# Task to carry out
Word for word, quote all of the material, omitting the pictures.

___ Collected data

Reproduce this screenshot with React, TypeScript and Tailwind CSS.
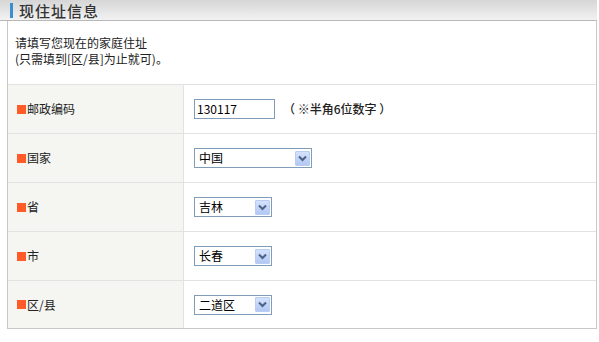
import React from "react";

const font = { fontFamily: '"Noto Sans CJK SC", "Noto Sans", sans-serif' };

function Arrow() {
  return (
    <div className="w-[15px] h-[15px] border border-[#b9cdf2] bg-gradient-to-b from-[#d4e2fc] to-[#b2c8f3] flex items-center justify-center rounded-[1px]">
      <svg width="9" height="7" viewBox="0 0 9 7">
        <path d="M1 1.5 L4.5 5 L8 1.5" fill="none" stroke="#4d6185" strokeWidth="2" />
      </svg>
    </div>
  );
}

function Select({ value, w }: { value: string; w: string }) {
  return (
    <div className={`${w} h-[20px] border border-[#7f9db9] bg-white flex items-center justify-between pl-[4px] pr-[1px]`}>
      <span className="text-[12px] leading-[16px] text-black">{value}</span>
      <Arrow />
    </div>
  );
}

function Row({ label, children, last }: { label: string; children: React.ReactNode; last?: boolean }) {
  return (
    <div className={`flex h-[49px] border-t border-[#e2e2e2] ${last ? "border-b border-b-[#c8c8c8]" : ""}`}>
      <div className="w-[176px] bg-[#f5f5f1] border-r border-[#e2e2e2] flex items-center pl-[9px]">
        <span className="w-[9px] h-[9px] bg-[#ff5a28] mr-[1px]" />
        <span className="text-[12px] text-[#222]">{label}</span>
      </div>
      <div className="flex-1 flex items-center pl-[10px]">{children}</div>
    </div>
  );
}

export default function App() {
  return (
    <div className="w-[599px] h-[342px] bg-white" style={font}>
      <div className="w-[597px] h-[21px] bg-gradient-to-b from-[#d6d6d6] to-[#f2f2f2] border-b border-[#b8b8b8] flex items-center pl-[10px]">
        <span className="w-[3px] h-[15px] bg-[#3a8fd0] mr-[6px]" />
        <span className="text-[15px] leading-[17px] text-[#333] font-medium tracking-[1px]">现住址信息</span>
      </div>
      <div className="ml-[7px] w-[590px] border-l border-r border-[#c8c8c8]">
        <div className="h-[63px] pl-[7px] pt-[14px] text-[12px] leading-[16px] text-[#222]">
          <div>请填写您现在的家庭住址</div>
          <div>(只需填到[区/县]为止就可)。</div>
        </div>
        <Row label="邮政编码">
          <div className="w-[81px] h-[20px] border border-[#7f9db9] bg-white flex items-center pl-[2px] text-[12px] text-black">
            130117
          </div>
          <span className="ml-[8px] text-[12px] text-[#222] font-medium">（ ※半角6位数字 ）</span>
        </Row>
        <Row label="国家">
          <Select value="中国" w="w-[118px]" />
        </Row>
        <Row label="省">
          <Select value="吉林" w="w-[78px]" />
        </Row>
        <Row label="市">
          <Select value="长春" w="w-[78px]" />
        </Row>
        <Row label="区/县" last>
          <Select value="二道区" w="w-[78px]" />
        </Row>
      </div>
    </div>
  );
}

______

# Exercise answer
Reproduce this screenshot with React, TypeScript and Tailwind CSS.
import React from "react";

const font = { fontFamily: '"Noto Sans CJK SC", "Noto Sans", sans-serif' };

function Arrow() {
  return (
    <div className="w-[15px] h-[15px] border border-[#b9cdf2] bg-gradient-to-b from-[#d4e2fc] to-[#b2c8f3] flex items-center justify-center rounded-[1px]">
      <svg width="9" height="7" viewBox="0 0 9 7">
        <path d="M1 1.5 L4.5 5 L8 1.5" fill="none" stroke="#4d6185" strokeWidth="2" />
      </svg>
    </div>
  );
}

function Select({ value, w }: { value: string; w: string }) {
  return (
    <div className={`${w} h-[20px] border border-[#7f9db9] bg-white flex items-center justify-between pl-[4px] pr-[1px]`}>
      <span className="text-[12px] leading-[16px] text-black">{value}</span>
      <Arrow />
    </div>
  );
}

function Row({ label, children, last }: { label: string; children: React.ReactNode; last?: boolean }) {
  return (
    <div className={`flex h-[49px] border-t border-[#e2e2e2] ${last ? "border-b border-b-[#c8c8c8]" : ""}`}>
      <div className="w-[176px] bg-[#f5f5f1] border-r border-[#e2e2e2] flex items-center pl-[9px]">
        <span className="w-[9px] h-[9px] bg-[#ff5a28] mr-[1px]" />
        <span className="text-[12px] text-[#222]">{label}</span>
      </div>
      <div className="flex-1 flex items-center pl-[10px]">{children}</div>
    </div>
  );
}

export default function App() {
  return (
    <div className="w-[599px] h-[342px] bg-white" style={font}>
      <div className="w-[597px] h-[21px] bg-gradient-to-b from-[#d6d6d6] to-[#f2f2f2] border-b border-[#b8b8b8] flex items-center pl-[10px]">
        <span className="w-[3px] h-[15px] bg-[#3a8fd0] mr-[6px]" />
        <span className="text-[15px] leading-[17px] text-[#333] font-medium tracking-[1px]">现住址信息</span>
      </div>
      <div className="ml-[7px] w-[590px] border-l border-r border-[#c8c8c8]">
        <div className="h-[63px] pl-[7px] pt-[14px] text-[12px] leading-[16px] text-[#222]">
          <div>请填写您现在的家庭住址</div>
          <div>(只需填到[区/县]为止就可)。</div>
        </div>
        <Row label="邮政编码">
          <div className="w-[81px] h-[20px] border border-[#7f9db9] bg-white flex items-center pl-[2px] text-[12px] text-black">
            130117
          </div>
          <span className="ml-[8px] text-[12px] text-[#222] font-medium">（ ※半角6位数字 ）</span>
        </Row>
        <Row label="国家">
          <Select value="中国" w="w-[118px]" />
        </Row>
        <Row label="省">
          <Select value="吉林" w="w-[78px]" />
        </Row>
        <Row label="市">
          <Select value="长春" w="w-[78px]" />
        </Row>
        <Row label="区/县" last>
          <Select value="二道区" w="w-[78px]" />
        </Row>
      </div>
    </div>
  );
}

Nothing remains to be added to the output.